Apparently I’m a platinum member of the old fart club now, because the only tastes I knew of were sweet, salty, bitter and sour. Somewhere along the way, something called Umami got in the door, and now Kokumi wants to join the party.

According to the article, Kokumi is “the rich, strong taste in food”, while another website defines Umami as the “savouriness” of food.

Here’s the best part. The article says “By human sensory analysis, we found that various extracellular calcium-sensing receptors (CaSR) agonists enhance sweet, salty, and Umami tastes, although they have no taste themselves… these characteristics are known as “kokumi taste” and often appear in traditional Japanese cuisine.”

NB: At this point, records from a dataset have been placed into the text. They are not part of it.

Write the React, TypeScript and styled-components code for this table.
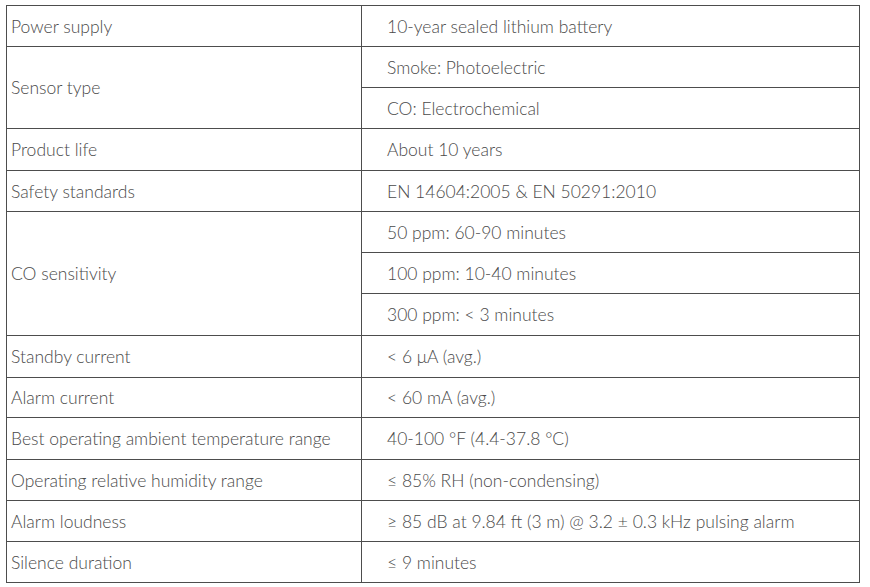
import React from "react";
import styled, { createGlobalStyle } from "styled-components";

type Spec = { label: string; values: string[]; heights: number[] };

const specs: Spec[] = [
	{ label: "Power supply", values: ["10-year sealed lithium battery"], heights: [40] },
	{ label: "Sensor type", values: ["Smoke: Photoelectric", "CO: Electrochemical"], heights: [40, 40] },
	{ label: "Product life", values: ["About 10 years"], heights: [41] },
	{ label: "Safety standards", values: ["EN 14604:2005 & EN 50291:2010"], heights: [40] },
	{
		label: "CO sensitivity",
		values: ["50 ppm: 60-90 minutes", "100 ppm: 10-40 minutes", "300 ppm: < 3 minutes"],
		heights: [40, 40, 41],
	},
	{ label: "Standby current", values: ["< 6 μA (avg.)"], heights: [41] },
	{ label: "Alarm current", values: ["< 60 mA (avg.)"], heights: [39] },
	{ label: "Best operating ambient temperature range", values: ["40-100 °F (4.4-37.8 °C)"], heights: [41] },
	{ label: "Operating relative humidity range", values: ["≤ 85% RH (non-condensing)"], heights: [40] },
	{ label: "Alarm loudness", values: ["≥ 85 dB at 9.84 ft (3 m) @ 3.2 ± 0.3 kHz pulsing alarm"], heights: [40] },
	{ label: "Silence duration", values: ["≤ 9 minutes"], heights: [40] },
];

const App = () => {
	const rows = specs.flatMap((s) => s.heights.map((h) => `${h}px`)).join(" ");
	let line = 1;
	return (
		<>
			<GlobalStyle />
			<Page>
				<SpecGrid style={{ gridTemplateRows: rows }}>
					{specs.map((s) => {
						const start = line;
						line += s.values.length;
						return (
							<React.Fragment key={s.label}>
								<Label style={{ gridRow: `${start} / span ${s.values.length}` }}>{s.label}</Label>
								{s.values.map((v) => (
									<Value key={v}>{v}</Value>
								))}
							</React.Fragment>
						);
					})}
				</SpecGrid>
			</Page>
		</>
	);
};

export default App;

const GlobalStyle = createGlobalStyle`
	body {
		margin: 0;
		background: #ffffff;
	}
`;

const Page = styled.div`
	width: 870px;
	height: 587px;
	padding: 5px 0 0 6px;
	box-sizing: border-box;
	background: #ffffff;
`;

const SpecGrid = styled.div`
	width: 854px;
	display: grid;
	grid-template-columns: 354px 497px;
	gap: 1px;
	padding: 1px;
	box-sizing: border-box;
	background-color: #4d4d4d;
	font-family: Lato, "Open Sans", sans-serif;
	font-weight: 300;
	font-size: 17.5px;
	color: #4a4a4a;
`;

const Label = styled.div`
	grid-column: 1;
	background: #ffffff;
	display: flex;
	align-items: center;
	padding: 0 0 0 4px;
	white-space: nowrap;
`;

const Value = styled.div`
	grid-column: 2;
	background: #ffffff;
	display: flex;
	align-items: center;
	padding: 0 0 0 25px;
	white-space: nowrap;
`;
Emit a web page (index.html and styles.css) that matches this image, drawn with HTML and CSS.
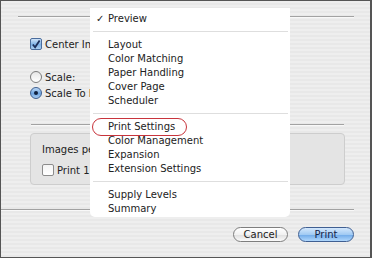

Soooo it’s a taste that has no taste.

Right.

Here’s the link to iPhone Genius Scan of the article…

Kokumi - New Flavor

2 thoughts on ““Kokumi” wants to be a flavor along with sweet, salty, bitter, sour and “umami”

  1. As someone from Germany, it’s hard to imagine anyone having difficulty with defining ‘hearty’. Potatoes are hearty, noodles are hearty, milk is hearty…and sweet, most meats are hearty and so are beans. What else would potatoes and noodles be? Sweet? I guess a little. Beans? Beans can only be hearty. To me it’s always been a flavor. So has savory (‘umami’). They just make it sound fancy shmancy because it’s a Japanese word to confuse you.

    Why do they not consider hearty and savory a taste?